▶ [THE TASK]: Below are the records; locate each line with the word "that" and copy it.

(Web page code records)

==================================================

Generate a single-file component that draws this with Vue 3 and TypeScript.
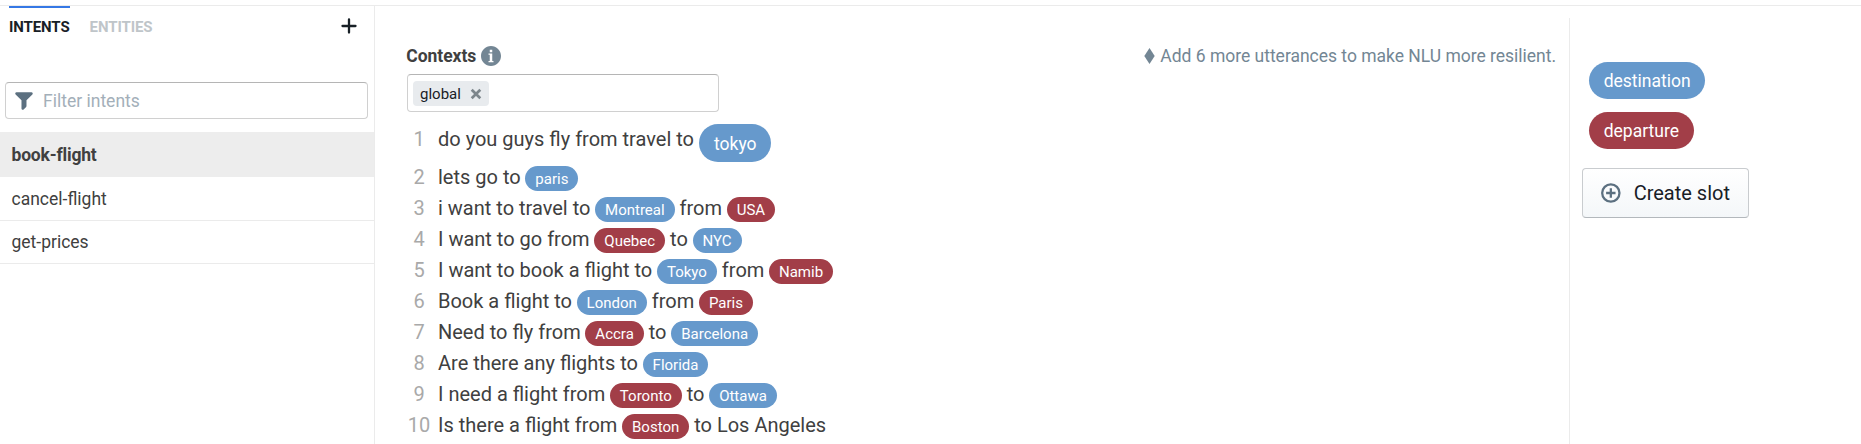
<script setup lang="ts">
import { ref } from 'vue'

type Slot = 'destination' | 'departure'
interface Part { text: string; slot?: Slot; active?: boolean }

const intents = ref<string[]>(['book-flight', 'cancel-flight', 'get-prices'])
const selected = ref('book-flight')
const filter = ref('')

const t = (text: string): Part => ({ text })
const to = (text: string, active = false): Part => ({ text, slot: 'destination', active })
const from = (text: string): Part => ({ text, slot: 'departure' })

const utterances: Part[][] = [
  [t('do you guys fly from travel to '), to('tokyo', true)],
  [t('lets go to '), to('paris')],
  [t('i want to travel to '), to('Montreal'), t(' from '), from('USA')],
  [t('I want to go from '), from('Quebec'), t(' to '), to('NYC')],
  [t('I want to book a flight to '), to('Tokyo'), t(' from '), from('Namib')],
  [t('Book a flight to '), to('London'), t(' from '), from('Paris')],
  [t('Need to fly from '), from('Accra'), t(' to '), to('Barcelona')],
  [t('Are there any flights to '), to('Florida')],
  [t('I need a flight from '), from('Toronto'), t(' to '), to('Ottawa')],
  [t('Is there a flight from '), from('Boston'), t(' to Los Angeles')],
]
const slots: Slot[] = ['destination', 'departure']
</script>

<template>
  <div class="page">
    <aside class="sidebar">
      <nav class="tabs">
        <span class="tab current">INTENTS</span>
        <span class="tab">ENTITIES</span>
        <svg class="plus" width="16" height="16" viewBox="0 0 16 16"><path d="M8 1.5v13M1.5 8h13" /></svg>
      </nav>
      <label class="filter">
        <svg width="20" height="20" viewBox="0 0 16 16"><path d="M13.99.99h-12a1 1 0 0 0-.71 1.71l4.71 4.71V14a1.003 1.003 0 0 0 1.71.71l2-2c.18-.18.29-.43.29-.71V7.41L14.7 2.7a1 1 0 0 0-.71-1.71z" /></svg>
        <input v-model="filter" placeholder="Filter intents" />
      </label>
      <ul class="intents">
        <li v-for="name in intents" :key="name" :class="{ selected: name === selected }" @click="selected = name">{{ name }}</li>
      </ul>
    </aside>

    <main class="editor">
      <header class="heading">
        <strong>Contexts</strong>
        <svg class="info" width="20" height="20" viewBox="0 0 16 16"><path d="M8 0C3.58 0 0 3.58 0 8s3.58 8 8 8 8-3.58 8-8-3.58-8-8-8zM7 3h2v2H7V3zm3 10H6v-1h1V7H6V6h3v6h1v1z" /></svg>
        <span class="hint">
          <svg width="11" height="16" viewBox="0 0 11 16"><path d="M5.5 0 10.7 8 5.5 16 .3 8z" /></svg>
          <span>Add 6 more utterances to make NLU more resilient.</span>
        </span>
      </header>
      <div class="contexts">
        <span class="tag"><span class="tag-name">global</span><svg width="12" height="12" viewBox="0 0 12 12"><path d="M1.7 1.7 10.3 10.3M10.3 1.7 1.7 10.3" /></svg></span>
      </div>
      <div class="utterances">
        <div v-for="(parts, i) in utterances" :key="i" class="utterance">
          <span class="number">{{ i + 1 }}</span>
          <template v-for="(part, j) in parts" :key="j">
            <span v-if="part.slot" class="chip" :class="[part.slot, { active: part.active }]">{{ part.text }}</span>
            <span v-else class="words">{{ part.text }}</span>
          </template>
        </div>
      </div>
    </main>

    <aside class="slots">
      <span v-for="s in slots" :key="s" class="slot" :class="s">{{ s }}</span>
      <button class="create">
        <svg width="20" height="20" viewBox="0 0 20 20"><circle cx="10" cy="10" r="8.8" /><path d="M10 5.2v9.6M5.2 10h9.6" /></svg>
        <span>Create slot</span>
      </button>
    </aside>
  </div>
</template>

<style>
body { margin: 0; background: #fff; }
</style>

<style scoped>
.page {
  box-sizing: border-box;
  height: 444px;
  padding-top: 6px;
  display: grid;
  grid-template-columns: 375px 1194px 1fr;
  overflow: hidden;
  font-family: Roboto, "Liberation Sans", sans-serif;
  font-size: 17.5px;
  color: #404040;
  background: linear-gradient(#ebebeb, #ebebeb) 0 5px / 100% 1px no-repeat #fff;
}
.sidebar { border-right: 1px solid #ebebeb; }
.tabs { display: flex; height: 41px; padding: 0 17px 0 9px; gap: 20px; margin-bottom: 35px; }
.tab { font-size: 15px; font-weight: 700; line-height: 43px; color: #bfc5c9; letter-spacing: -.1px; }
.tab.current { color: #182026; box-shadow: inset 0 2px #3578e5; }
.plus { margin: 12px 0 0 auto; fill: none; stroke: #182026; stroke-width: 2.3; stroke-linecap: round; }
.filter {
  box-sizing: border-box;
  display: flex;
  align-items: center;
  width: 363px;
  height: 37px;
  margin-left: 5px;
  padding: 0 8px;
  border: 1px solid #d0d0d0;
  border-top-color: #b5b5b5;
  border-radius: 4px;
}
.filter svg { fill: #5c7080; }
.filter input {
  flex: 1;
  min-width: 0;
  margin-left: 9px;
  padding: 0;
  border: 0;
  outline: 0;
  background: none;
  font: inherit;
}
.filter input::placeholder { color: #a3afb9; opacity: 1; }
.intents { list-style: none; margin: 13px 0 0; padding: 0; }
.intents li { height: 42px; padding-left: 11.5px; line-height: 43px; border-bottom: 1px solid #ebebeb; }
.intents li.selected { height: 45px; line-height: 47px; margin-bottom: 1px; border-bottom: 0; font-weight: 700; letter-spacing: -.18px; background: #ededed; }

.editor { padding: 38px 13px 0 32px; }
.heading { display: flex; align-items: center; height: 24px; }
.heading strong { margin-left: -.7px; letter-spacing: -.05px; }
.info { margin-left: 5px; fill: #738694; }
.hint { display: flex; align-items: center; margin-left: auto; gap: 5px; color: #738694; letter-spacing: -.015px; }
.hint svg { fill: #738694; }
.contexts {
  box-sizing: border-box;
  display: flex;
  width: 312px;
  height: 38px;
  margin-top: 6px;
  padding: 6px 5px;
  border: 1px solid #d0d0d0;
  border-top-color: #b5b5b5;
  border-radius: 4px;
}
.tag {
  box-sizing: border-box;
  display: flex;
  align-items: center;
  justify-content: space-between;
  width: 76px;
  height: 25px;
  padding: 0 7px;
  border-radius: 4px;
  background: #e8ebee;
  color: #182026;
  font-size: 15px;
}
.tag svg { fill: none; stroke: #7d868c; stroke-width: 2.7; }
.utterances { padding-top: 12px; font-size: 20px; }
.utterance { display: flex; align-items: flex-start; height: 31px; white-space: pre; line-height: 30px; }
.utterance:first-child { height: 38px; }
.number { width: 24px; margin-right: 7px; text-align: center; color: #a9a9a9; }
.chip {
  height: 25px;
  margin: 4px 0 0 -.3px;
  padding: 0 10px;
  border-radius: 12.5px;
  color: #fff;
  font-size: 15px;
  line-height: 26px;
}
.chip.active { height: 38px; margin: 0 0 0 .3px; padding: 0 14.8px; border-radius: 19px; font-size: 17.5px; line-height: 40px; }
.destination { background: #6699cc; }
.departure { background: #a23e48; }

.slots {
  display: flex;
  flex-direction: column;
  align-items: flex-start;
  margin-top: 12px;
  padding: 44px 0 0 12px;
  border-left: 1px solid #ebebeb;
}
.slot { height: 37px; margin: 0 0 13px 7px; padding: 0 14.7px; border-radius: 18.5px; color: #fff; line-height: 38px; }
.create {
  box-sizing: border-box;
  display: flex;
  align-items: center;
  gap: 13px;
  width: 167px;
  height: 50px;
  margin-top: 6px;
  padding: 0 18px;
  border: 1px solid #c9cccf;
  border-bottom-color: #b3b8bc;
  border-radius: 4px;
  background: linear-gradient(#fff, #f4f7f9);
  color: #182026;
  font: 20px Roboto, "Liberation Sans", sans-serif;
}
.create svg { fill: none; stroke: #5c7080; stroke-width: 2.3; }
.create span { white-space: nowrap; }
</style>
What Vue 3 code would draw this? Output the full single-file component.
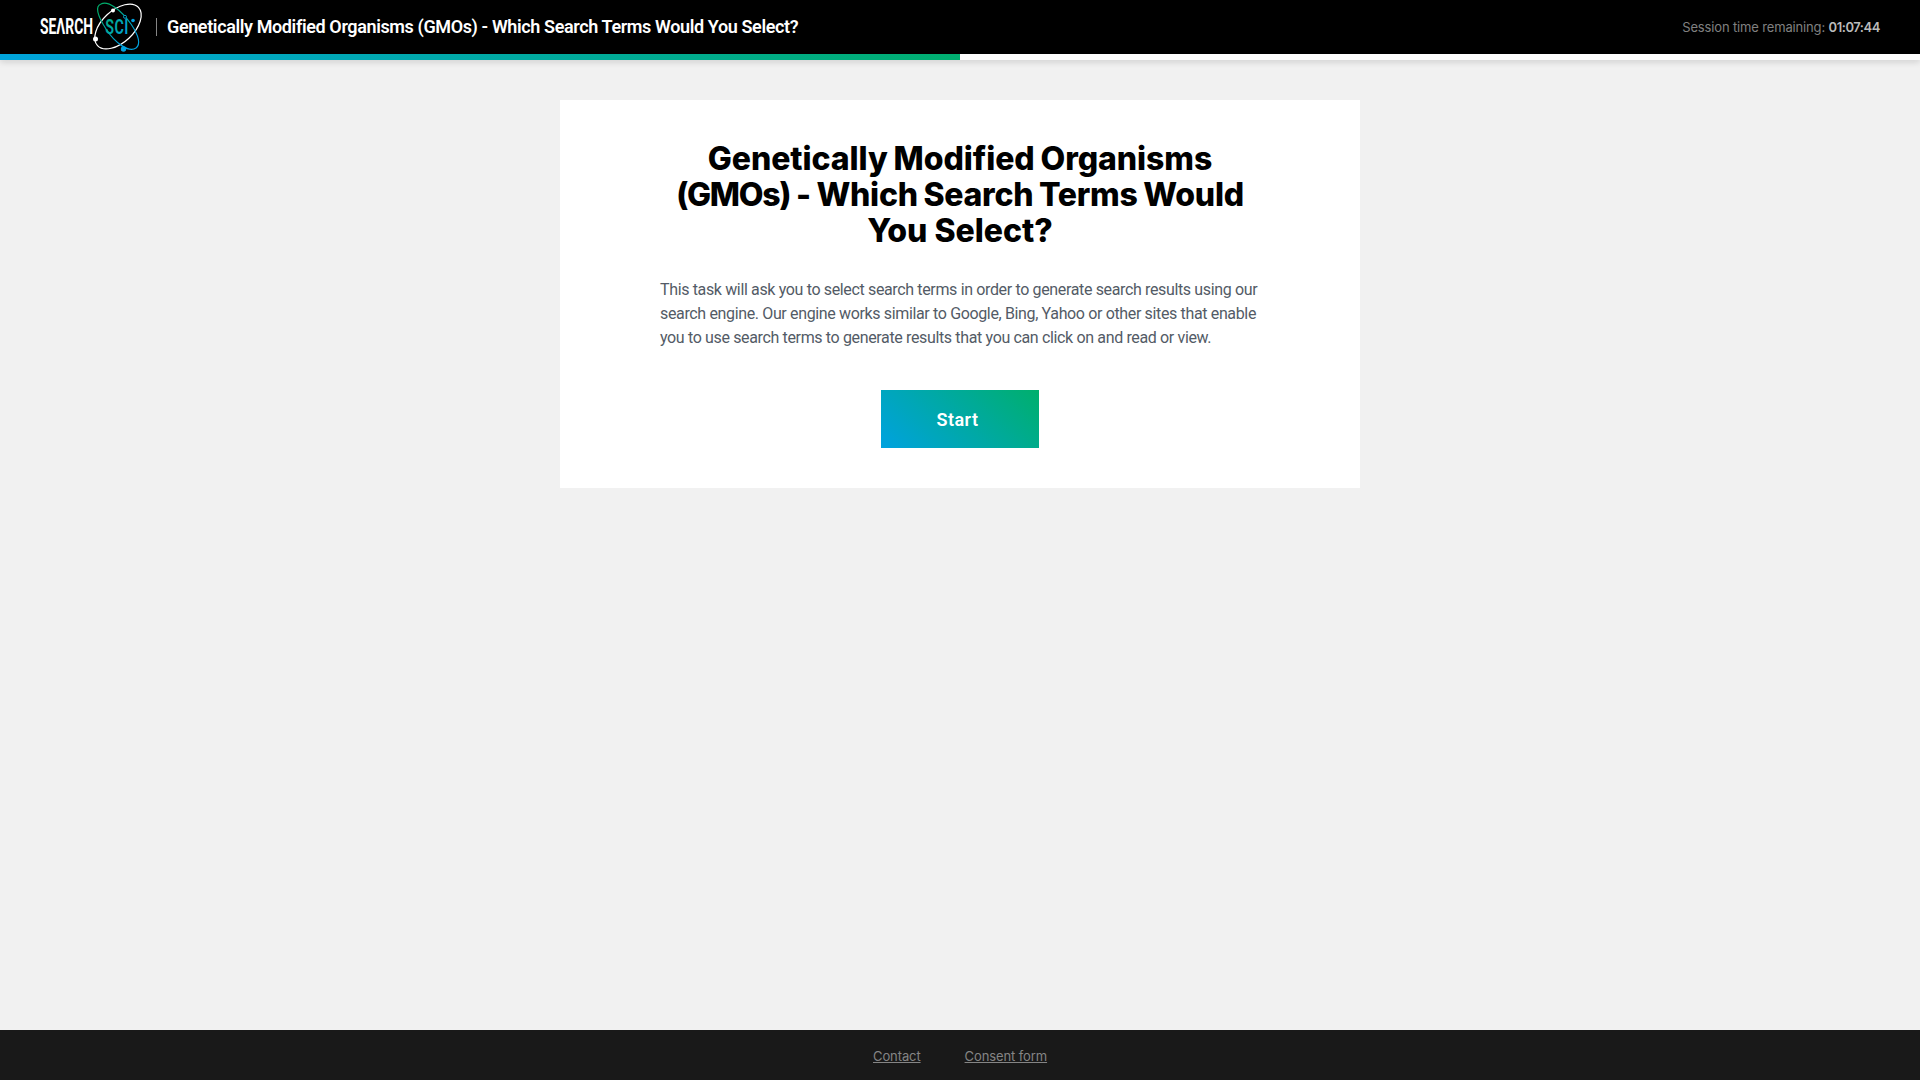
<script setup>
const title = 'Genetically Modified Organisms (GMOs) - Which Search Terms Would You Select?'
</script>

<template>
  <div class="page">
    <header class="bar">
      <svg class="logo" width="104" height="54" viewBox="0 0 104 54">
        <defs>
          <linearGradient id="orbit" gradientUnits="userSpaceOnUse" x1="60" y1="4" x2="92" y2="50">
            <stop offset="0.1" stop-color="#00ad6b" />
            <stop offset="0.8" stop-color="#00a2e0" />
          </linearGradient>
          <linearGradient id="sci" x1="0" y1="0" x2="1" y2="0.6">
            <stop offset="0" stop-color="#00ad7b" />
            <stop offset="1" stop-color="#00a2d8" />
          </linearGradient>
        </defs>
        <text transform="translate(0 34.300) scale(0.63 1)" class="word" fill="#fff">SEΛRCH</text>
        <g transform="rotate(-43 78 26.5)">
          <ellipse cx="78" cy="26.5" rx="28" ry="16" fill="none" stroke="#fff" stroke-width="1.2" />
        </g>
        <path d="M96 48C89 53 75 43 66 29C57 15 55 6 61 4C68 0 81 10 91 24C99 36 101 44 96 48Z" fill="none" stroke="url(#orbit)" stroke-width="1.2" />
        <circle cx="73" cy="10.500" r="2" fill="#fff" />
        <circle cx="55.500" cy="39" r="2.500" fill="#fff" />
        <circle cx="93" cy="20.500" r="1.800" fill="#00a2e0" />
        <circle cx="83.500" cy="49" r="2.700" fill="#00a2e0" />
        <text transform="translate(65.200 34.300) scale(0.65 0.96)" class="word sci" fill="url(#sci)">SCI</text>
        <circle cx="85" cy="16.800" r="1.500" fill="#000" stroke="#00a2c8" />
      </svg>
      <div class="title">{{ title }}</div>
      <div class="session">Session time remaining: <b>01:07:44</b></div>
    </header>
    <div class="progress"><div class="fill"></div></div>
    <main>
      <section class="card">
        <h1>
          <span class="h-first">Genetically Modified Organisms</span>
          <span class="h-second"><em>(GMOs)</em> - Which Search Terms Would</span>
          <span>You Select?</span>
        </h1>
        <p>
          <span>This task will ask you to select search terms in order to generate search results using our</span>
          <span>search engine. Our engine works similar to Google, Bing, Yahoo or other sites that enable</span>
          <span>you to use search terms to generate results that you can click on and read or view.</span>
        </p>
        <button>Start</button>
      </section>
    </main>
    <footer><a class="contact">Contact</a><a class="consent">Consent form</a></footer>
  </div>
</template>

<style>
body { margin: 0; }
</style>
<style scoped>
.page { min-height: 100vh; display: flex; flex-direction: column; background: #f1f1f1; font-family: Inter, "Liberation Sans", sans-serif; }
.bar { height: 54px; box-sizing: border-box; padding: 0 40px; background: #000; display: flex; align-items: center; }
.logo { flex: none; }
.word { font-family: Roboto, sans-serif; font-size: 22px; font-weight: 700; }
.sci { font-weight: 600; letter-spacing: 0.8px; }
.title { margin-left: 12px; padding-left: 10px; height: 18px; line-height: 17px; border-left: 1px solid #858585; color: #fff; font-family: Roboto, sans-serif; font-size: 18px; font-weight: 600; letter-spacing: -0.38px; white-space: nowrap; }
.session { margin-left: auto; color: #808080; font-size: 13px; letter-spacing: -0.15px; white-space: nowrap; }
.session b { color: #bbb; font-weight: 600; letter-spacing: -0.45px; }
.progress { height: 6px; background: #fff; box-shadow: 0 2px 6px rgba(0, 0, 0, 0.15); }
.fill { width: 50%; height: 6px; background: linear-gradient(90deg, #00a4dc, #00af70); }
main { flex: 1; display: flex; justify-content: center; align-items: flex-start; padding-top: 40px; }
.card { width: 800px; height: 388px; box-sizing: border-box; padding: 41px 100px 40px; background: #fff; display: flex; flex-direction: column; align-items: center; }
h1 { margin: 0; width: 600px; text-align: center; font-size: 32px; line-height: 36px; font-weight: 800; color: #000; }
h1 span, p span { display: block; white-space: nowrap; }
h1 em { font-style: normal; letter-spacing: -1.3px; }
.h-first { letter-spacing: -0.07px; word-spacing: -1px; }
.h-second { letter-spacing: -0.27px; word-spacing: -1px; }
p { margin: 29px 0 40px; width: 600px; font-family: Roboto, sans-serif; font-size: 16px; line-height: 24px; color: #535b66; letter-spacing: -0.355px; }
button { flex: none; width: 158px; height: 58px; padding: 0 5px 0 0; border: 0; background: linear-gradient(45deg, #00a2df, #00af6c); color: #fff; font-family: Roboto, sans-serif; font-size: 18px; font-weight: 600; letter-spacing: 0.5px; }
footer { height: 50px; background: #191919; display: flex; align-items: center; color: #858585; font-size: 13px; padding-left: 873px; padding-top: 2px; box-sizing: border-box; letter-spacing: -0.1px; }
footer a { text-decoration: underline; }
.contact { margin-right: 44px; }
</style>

==================================================

▶ [REPLY]:
Generate a single-file component that draws this with Vue 3 and TypeScript.
          <span>search engine. Our engine works similar to Google, Bing, Yahoo or other sites that enable</span>
          <span>you to use search terms to generate results that you can click on and read or view.</span>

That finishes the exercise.